Nick Volkmer, director of product and ESG at energy research firm Enverus, recommended that the SEC look closer at existing reporting regimes, particularly the U.S. Environmental Protection Agency's Greenhouse Gas Reporting Program.
"Most ESG-focused companies try and align with as many formats as possible, with Sustainability Accounting Standards Board, Carbon Disclosure Project, TCFD being some of the most common," Volkmer said. "For U.S. emissions data, the EPA's Greenhouse Gas Reporting Program is the gold standard most people rely on. Is it perfect? No. But it is a standardized way of looking at emissions across all major industries throughout the country."
General Electric Co.'s former director of sustainability, Brandon Owens, expected the SEC rule will look much like what it proposed in March.

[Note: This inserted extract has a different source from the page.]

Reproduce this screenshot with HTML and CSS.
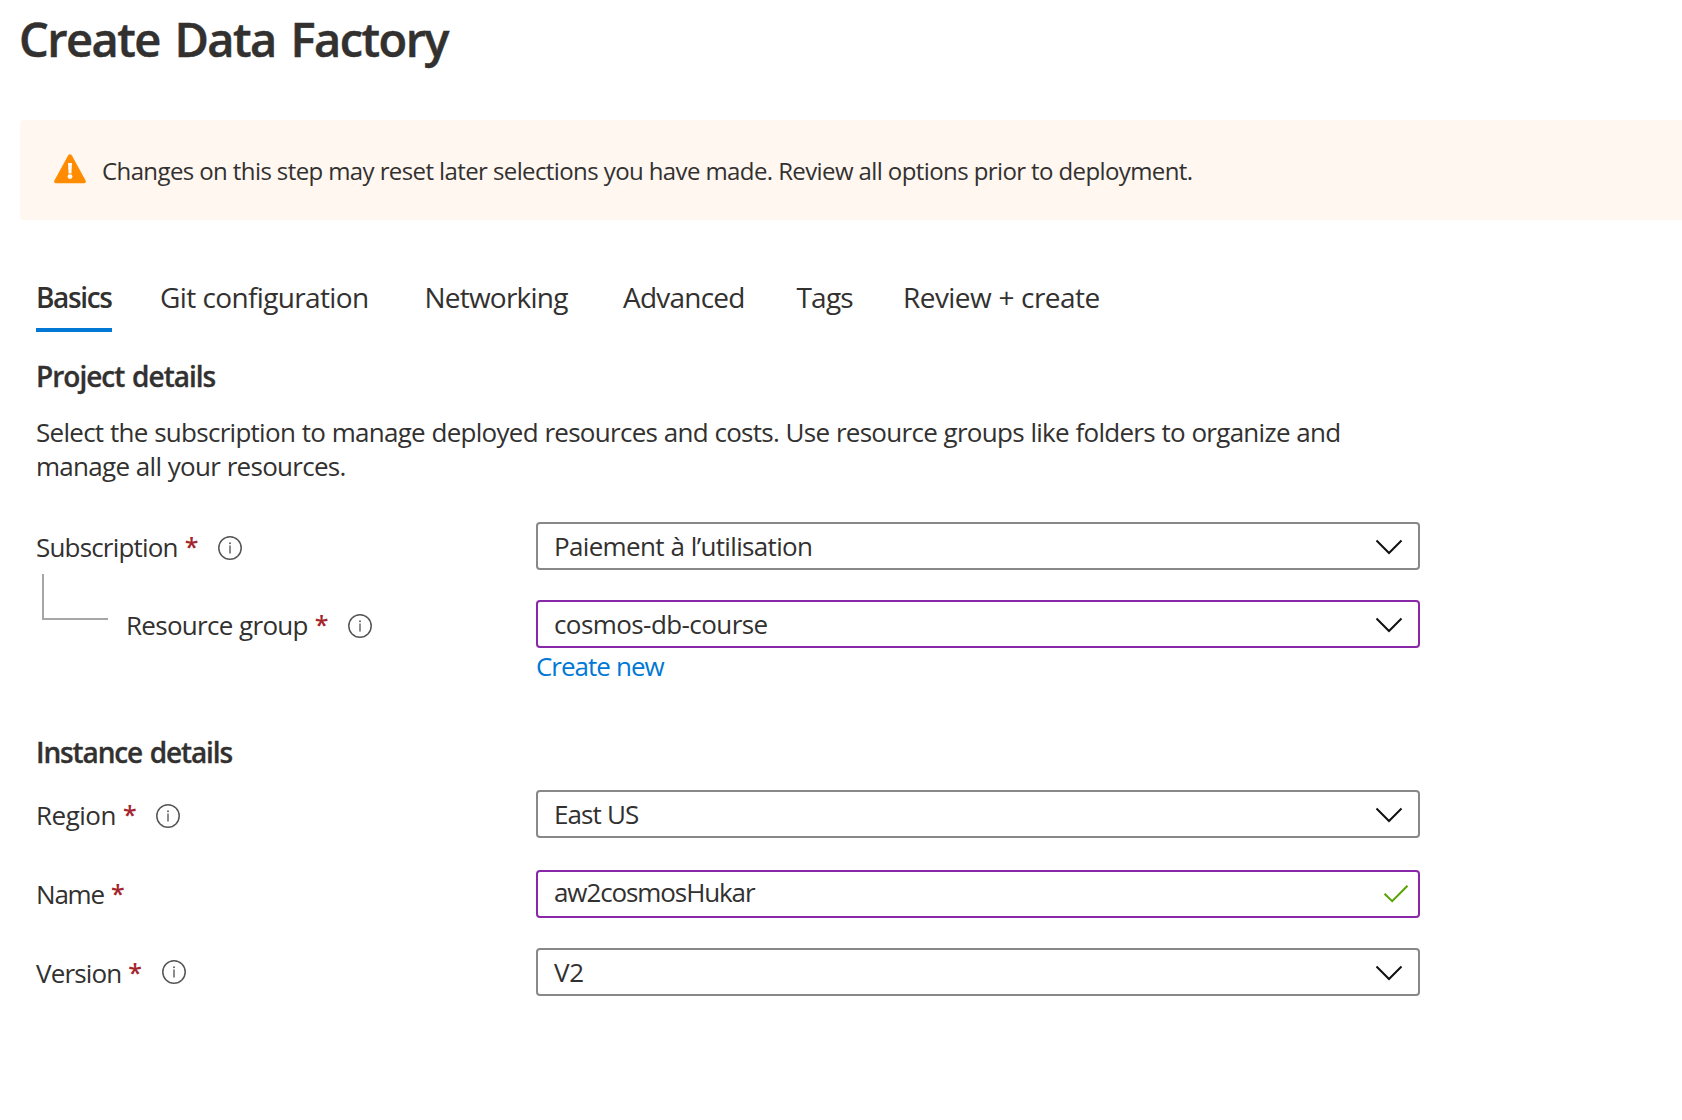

Owens, now the vice president for sustainability at procurement consulting firm Insight Sourcing Group LLC, would make one change: Scope 3 emissions reporting should be mandatory.
"TCFD makes Scope 3 optional if it is not material," Owens said. "These reporting requirements should be mandatory because for many industrial and manufacturing organizations, this is where the bulk of their emissions will come from."
Ellie Dawson, an environmental litigator in law firm Crowell & Moring LLP's environmental and natural resources group, said she thinks the SEC knows what it wants but has slow-walked its rule to avoid crossing swords with the U.S. Supreme Court. The SEC might be cautious in the wake of a June decision by the high court that hemmed in the EPA's greenhouse gas emissions regulations for power plants. But some top-down pressure from policymakers will be needed to get to net-zero by 2050, Dawson said.
"I would say with 100% certainty that [disclosure] will not get us all of the way" to net-zero, Dawson said. "I don't think anyone is under the impression that investor pressure alone can make this happen."